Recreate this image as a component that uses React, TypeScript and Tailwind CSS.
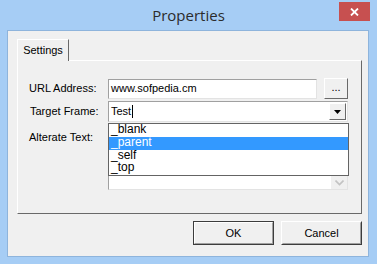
import React from 'react';

const sunken = 'border border-t-[#a0a0a0] border-l-[#a0a0a0] border-b-[#e3e3e3] border-r-[#e3e3e3] bg-white';
const raised = 'border border-t-white border-l-white border-b-[#696969] border-r-[#696969] bg-[#f0f0f0]';

function Button({ label, isDefault }: { label: string; isDefault?: boolean }) {
  return (
    <div className={`w-[81px] h-[24px] ${isDefault ? 'border border-[#3c3c3c]' : 'border border-t-white border-l-white border-b-[#3c3c3c] border-r-[#3c3c3c]'}`}>
      <div className={`w-full h-full flex items-center justify-center ${isDefault ? 'border border-t-white border-l-white border-b-[#a0a0a0] border-r-[#a0a0a0]' : 'border border-transparent border-b-[#a0a0a0] border-r-[#a0a0a0]'} text-[11px] text-black`}>
        {label}
      </div>
    </div>
  );
}

export default function App() {
  const options = ['_blank', '_parent', '_self', '_top'];
  return (
    <div className="w-[377px] h-[264px] bg-[#a6cdf5] flex flex-col" style={{ fontFamily: '"Liberation Sans", Arial, sans-serif' }}>
      <div className="h-[30px] relative flex items-center justify-center shrink-0">
        <span className="text-[15px] text-[#2b2b2b] mt-[1px]" style={{ fontFamily: '"Open Sans", "Noto Sans", sans-serif' }}>Properties</span>
        <div className="absolute left-[339px] top-[2px] w-[31px] h-[19px] bg-[#c75050] flex items-center justify-center">
          <svg width="9" height="8" viewBox="0 0 9 8">
            <path d="M1 0.5 L8 7.5 M8 0.5 L1 7.5" stroke="white" strokeWidth="1.8" />
          </svg>
        </div>
      </div>
      <div className="ml-[7px] w-[362px] h-[227px] border border-[#8eb4dc] bg-[#f0f0f0] pl-[9px] pt-[8px] flex flex-col">
        <div className="flex relative z-10 -mb-[1px]">
          <div className="w-[52px] h-[22px] bg-[#f0f0f0] border-t border-l border-white border-r border-r-[#696969] flex items-center justify-center text-[11px] text-black pb-[1px]">
            Settings
          </div>
        </div>
        <div className="w-[345px] h-[154px] border border-t-white border-l-white border-b-[#696969] border-r-[#696969] pt-[17px] pl-[10px] flex flex-col text-[11px] text-black">
          <div className="flex items-center h-[21px]">
            <div className="w-[80px] pl-[1px]">URL Address:</div>
            <div className={`w-[209px] h-[20px] ${sunken} flex items-center pl-[2px]`}>
              <span>www.sofpedia.cm</span>
            </div>
            <div className={`ml-[7px] w-[24px] h-[21px] ${raised} flex items-center justify-center pb-[2px]`}>...</div>
          </div>
          <div className="relative flex items-center h-[21px] mt-[2px]">
            <div className="w-[80px] pl-[2px]">Target Frame:</div>
            <div className={`w-[240px] h-[21px] ${sunken} flex items-center`}>
              <span className="pl-[2px]">Test</span>
              <span className="w-[1px] h-[13px] bg-black ml-[1px]" />
              <div className="ml-auto mr-[1px] w-[17px] h-[17px] border border-t-white border-l-white border-b-[#696969] border-r-[#696969] bg-[#f0f0f0] flex items-center justify-center">
                <svg width="7" height="4" viewBox="0 0 7 4"><path d="M0 0 H7 L3.5 4 Z" fill="black" /></svg>
              </div>
            </div>
            <div className="absolute left-[80px] top-[22px] w-[241px] h-[53px] border border-[#646464] bg-white z-10 flex flex-col">
              {options.map((o) => (
                <div key={o} className={`h-[13px] leading-[11px] pl-[2px] text-[12px] ${o === '_parent' ? 'bg-[#3399ff] text-white' : ''}`}>{o}</div>
              ))}
            </div>
          </div>
          <div className="flex items-start mt-[3px]">
            <div className="w-[80px] pl-[1px] pt-[4px]">Alterate Text:</div>
            <div className={`w-[240px] h-[65px] ${sunken} flex justify-end`}>
              <div className="w-[16px] h-full bg-[#f0f0f0] flex flex-col justify-end items-center pb-[3px]">
                <svg width="9" height="6" viewBox="0 0 9 6"><path d="M0.5 0.5 L4.5 4.5 L8.5 0.5" stroke="#c3c3c3" strokeWidth="1.6" fill="none" /></svg>
              </div>
            </div>
          </div>
        </div>
        <div className="flex justify-end gap-[7px] w-[345px] mt-[7px]">
          <Button label="OK" isDefault />
          <Button label="Cancel" />
        </div>
      </div>
    </div>
  );
}
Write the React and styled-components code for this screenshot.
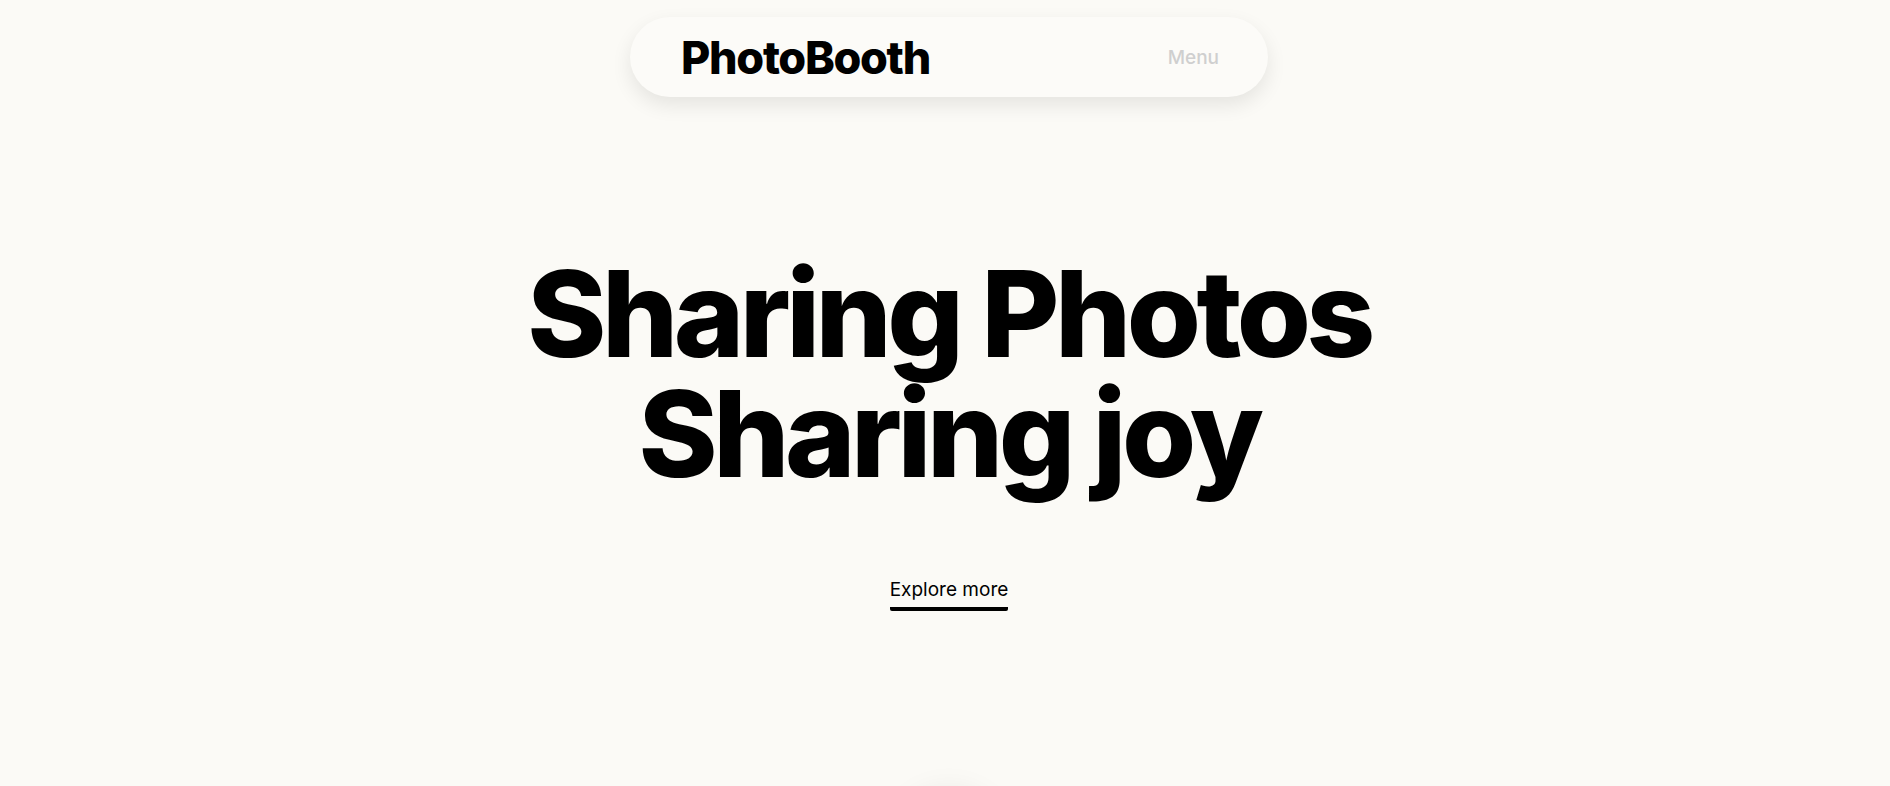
import styled, { createGlobalStyle } from "styled-components";

const GlobalStyle = createGlobalStyle`
  html, body {
    margin: 0;
    padding: 0;
    background: #fbfaf6;
    font-family: Inter, "Liberation Sans", sans-serif;
    color: #000;
  }
  * { box-sizing: border-box; }
`;

const Page = styled.div`
  min-height: 786px;
  display: flex;
  flex-direction: column;
  align-items: center;
  padding-left: 8px;
`;

const Header = styled.header`
  margin-top: 17px;
  width: 638px;
  height: 80px;
  border-radius: 40px;
  background: #fcfbf8;
  box-shadow: 0 8px 20px rgba(0, 0, 0, 0.09);
  display: flex;
  align-items: center;
  justify-content: space-between;
  padding: 0 49px 0 51px;
`;

const Logo = styled.div`
  font-size: 45px;
  font-weight: 800;
  letter-spacing: -1.3px;
`;

const Menu = styled.button`
  border: none;
  background: none;
  color: #cfcfcf;
  font-family: inherit;
  font-size: 19px;
  font-weight: 500;
  cursor: pointer;
  padding: 0;
`;

const Hero = styled.main`
  display: flex;
  flex-direction: column;
  align-items: center;
  margin-top: 157px;
`;

const Title = styled.h1`
  margin: 0;
  font-size: 120px;
  font-weight: 800;
  line-height: 120px;
  letter-spacing: -4.5px;
  text-align: center;
`;

const Explore = styled.a`
  margin-top: 84px;
  font-size: 19px;
  color: #000;
  text-decoration: none;
  padding-bottom: 6px;
  border-bottom: 4px solid #000;
  border-radius: 2px;
  cursor: pointer;
`;

const Peek = styled.div`
  margin-top: 180px;
  width: 110px;
  height: 110px;
  border-radius: 50%;
  background: #fbfaf6;
  box-shadow: 0 0 30px rgba(0, 0, 0, 0.08);
`;

export default function App() {
  return (
    <>
      <GlobalStyle />
      <Page>
        <Header>
          <Logo>PhotoBooth</Logo>
          <Menu>Menu</Menu>
        </Header>
        <Hero>
          <Title>
            Sharing Photos
            <br />
            Sharing joy
          </Title>
          <Explore>Explore more</Explore>
        </Hero>
        <Peek />
      </Page>
    </>
  );
}
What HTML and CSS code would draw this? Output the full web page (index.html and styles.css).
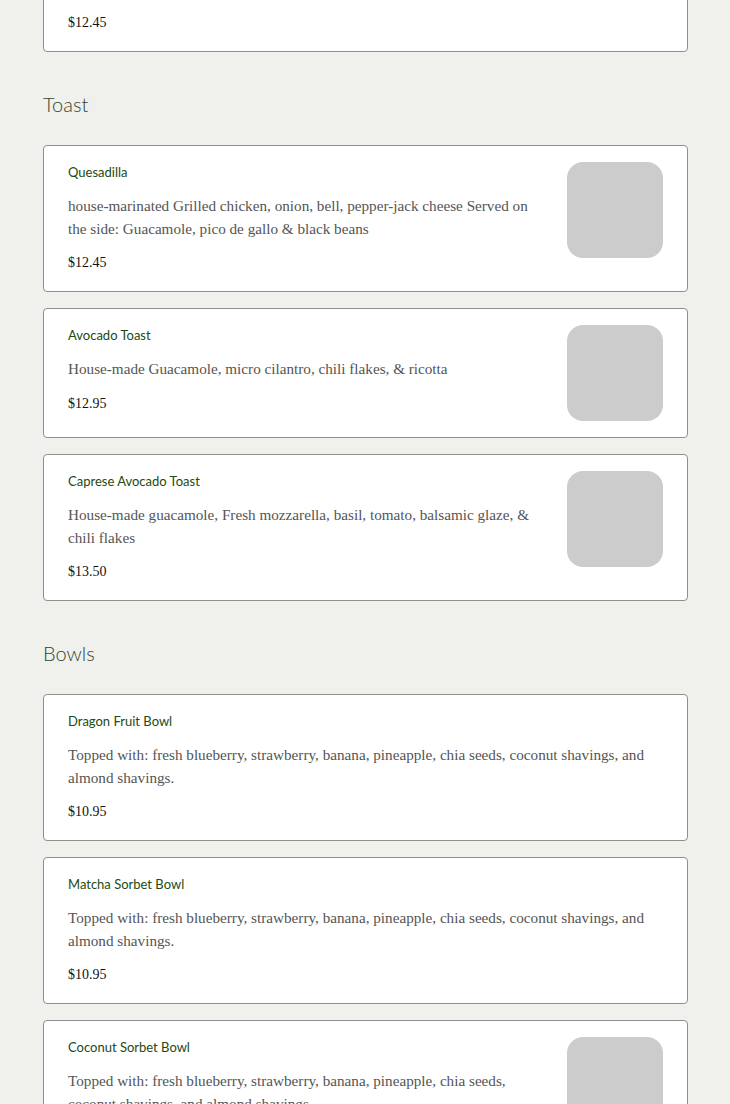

******

STATED EXERCISE =>
Reproduce the full listing faithfully, but do not carry over any pictures.

SOLUTION TO THE PROBLEM =>
Recreate this image as a component that uses React, TypeScript and Tailwind CSS.
import React from 'react';

const sunken = 'border border-t-[#a0a0a0] border-l-[#a0a0a0] border-b-[#e3e3e3] border-r-[#e3e3e3] bg-white';
const raised = 'border border-t-white border-l-white border-b-[#696969] border-r-[#696969] bg-[#f0f0f0]';

function Button({ label, isDefault }: { label: string; isDefault?: boolean }) {
  return (
    <div className={`w-[81px] h-[24px] ${isDefault ? 'border border-[#3c3c3c]' : 'border border-t-white border-l-white border-b-[#3c3c3c] border-r-[#3c3c3c]'}`}>
      <div className={`w-full h-full flex items-center justify-center ${isDefault ? 'border border-t-white border-l-white border-b-[#a0a0a0] border-r-[#a0a0a0]' : 'border border-transparent border-b-[#a0a0a0] border-r-[#a0a0a0]'} text-[11px] text-black`}>
        {label}
      </div>
    </div>
  );
}

export default function App() {
  const options = ['_blank', '_parent', '_self', '_top'];
  return (
    <div className="w-[377px] h-[264px] bg-[#a6cdf5] flex flex-col" style={{ fontFamily: '"Liberation Sans", Arial, sans-serif' }}>
      <div className="h-[30px] relative flex items-center justify-center shrink-0">
        <span className="text-[15px] text-[#2b2b2b] mt-[1px]" style={{ fontFamily: '"Open Sans", "Noto Sans", sans-serif' }}>Properties</span>
        <div className="absolute left-[339px] top-[2px] w-[31px] h-[19px] bg-[#c75050] flex items-center justify-center">
          <svg width="9" height="8" viewBox="0 0 9 8">
            <path d="M1 0.5 L8 7.5 M8 0.5 L1 7.5" stroke="white" strokeWidth="1.8" />
          </svg>
        </div>
      </div>
      <div className="ml-[7px] w-[362px] h-[227px] border border-[#8eb4dc] bg-[#f0f0f0] pl-[9px] pt-[8px] flex flex-col">
        <div className="flex relative z-10 -mb-[1px]">
          <div className="w-[52px] h-[22px] bg-[#f0f0f0] border-t border-l border-white border-r border-r-[#696969] flex items-center justify-center text-[11px] text-black pb-[1px]">
            Settings
          </div>
        </div>
        <div className="w-[345px] h-[154px] border border-t-white border-l-white border-b-[#696969] border-r-[#696969] pt-[17px] pl-[10px] flex flex-col text-[11px] text-black">
          <div className="flex items-center h-[21px]">
            <div className="w-[80px] pl-[1px]">URL Address:</div>
            <div className={`w-[209px] h-[20px] ${sunken} flex items-center pl-[2px]`}>
              <span>www.sofpedia.cm</span>
            </div>
            <div className={`ml-[7px] w-[24px] h-[21px] ${raised} flex items-center justify-center pb-[2px]`}>...</div>
          </div>
          <div className="relative flex items-center h-[21px] mt-[2px]">
            <div className="w-[80px] pl-[2px]">Target Frame:</div>
            <div className={`w-[240px] h-[21px] ${sunken} flex items-center`}>
              <span className="pl-[2px]">Test</span>
              <span className="w-[1px] h-[13px] bg-black ml-[1px]" />
              <div className="ml-auto mr-[1px] w-[17px] h-[17px] border border-t-white border-l-white border-b-[#696969] border-r-[#696969] bg-[#f0f0f0] flex items-center justify-center">
                <svg width="7" height="4" viewBox="0 0 7 4"><path d="M0 0 H7 L3.5 4 Z" fill="black" /></svg>
              </div>
            </div>
            <div className="absolute left-[80px] top-[22px] w-[241px] h-[53px] border border-[#646464] bg-white z-10 flex flex-col">
              {options.map((o) => (
                <div key={o} className={`h-[13px] leading-[11px] pl-[2px] text-[12px] ${o === '_parent' ? 'bg-[#3399ff] text-white' : ''}`}>{o}</div>
              ))}
            </div>
          </div>
          <div className="flex items-start mt-[3px]">
            <div className="w-[80px] pl-[1px] pt-[4px]">Alterate Text:</div>
            <div className={`w-[240px] h-[65px] ${sunken} flex justify-end`}>
              <div className="w-[16px] h-full bg-[#f0f0f0] flex flex-col justify-end items-center pb-[3px]">
                <svg width="9" height="6" viewBox="0 0 9 6"><path d="M0.5 0.5 L4.5 4.5 L8.5 0.5" stroke="#c3c3c3" strokeWidth="1.6" fill="none" /></svg>
              </div>
            </div>
          </div>
        </div>
        <div className="flex justify-end gap-[7px] w-[345px] mt-[7px]">
          <Button label="OK" isDefault />
          <Button label="Cancel" />
        </div>
      </div>
    </div>
  );
}
Write the React and styled-components code for this screenshot.
import styled, { createGlobalStyle } from "styled-components";

const GlobalStyle = createGlobalStyle`
  html, body {
    margin: 0;
    padding: 0;
    background: #fbfaf6;
    font-family: Inter, "Liberation Sans", sans-serif;
    color: #000;
  }
  * { box-sizing: border-box; }
`;

const Page = styled.div`
  min-height: 786px;
  display: flex;
  flex-direction: column;
  align-items: center;
  padding-left: 8px;
`;

const Header = styled.header`
  margin-top: 17px;
  width: 638px;
  height: 80px;
  border-radius: 40px;
  background: #fcfbf8;
  box-shadow: 0 8px 20px rgba(0, 0, 0, 0.09);
  display: flex;
  align-items: center;
  justify-content: space-between;
  padding: 0 49px 0 51px;
`;

const Logo = styled.div`
  font-size: 45px;
  font-weight: 800;
  letter-spacing: -1.3px;
`;

const Menu = styled.button`
  border: none;
  background: none;
  color: #cfcfcf;
  font-family: inherit;
  font-size: 19px;
  font-weight: 500;
  cursor: pointer;
  padding: 0;
`;

const Hero = styled.main`
  display: flex;
  flex-direction: column;
  align-items: center;
  margin-top: 157px;
`;

const Title = styled.h1`
  margin: 0;
  font-size: 120px;
  font-weight: 800;
  line-height: 120px;
  letter-spacing: -4.5px;
  text-align: center;
`;

const Explore = styled.a`
  margin-top: 84px;
  font-size: 19px;
  color: #000;
  text-decoration: none;
  padding-bottom: 6px;
  border-bottom: 4px solid #000;
  border-radius: 2px;
  cursor: pointer;
`;

const Peek = styled.div`
  margin-top: 180px;
  width: 110px;
  height: 110px;
  border-radius: 50%;
  background: #fbfaf6;
  box-shadow: 0 0 30px rgba(0, 0, 0, 0.08);
`;

export default function App() {
  return (
    <>
      <GlobalStyle />
      <Page>
        <Header>
          <Logo>PhotoBooth</Logo>
          <Menu>Menu</Menu>
        </Header>
        <Hero>
          <Title>
            Sharing Photos
            <br />
            Sharing joy
          </Title>
          <Explore>Explore more</Explore>
        </Hero>
        <Peek />
      </Page>
    </>
  );
}
What HTML and CSS code would draw this? Output the full web page (index.html and styles.css).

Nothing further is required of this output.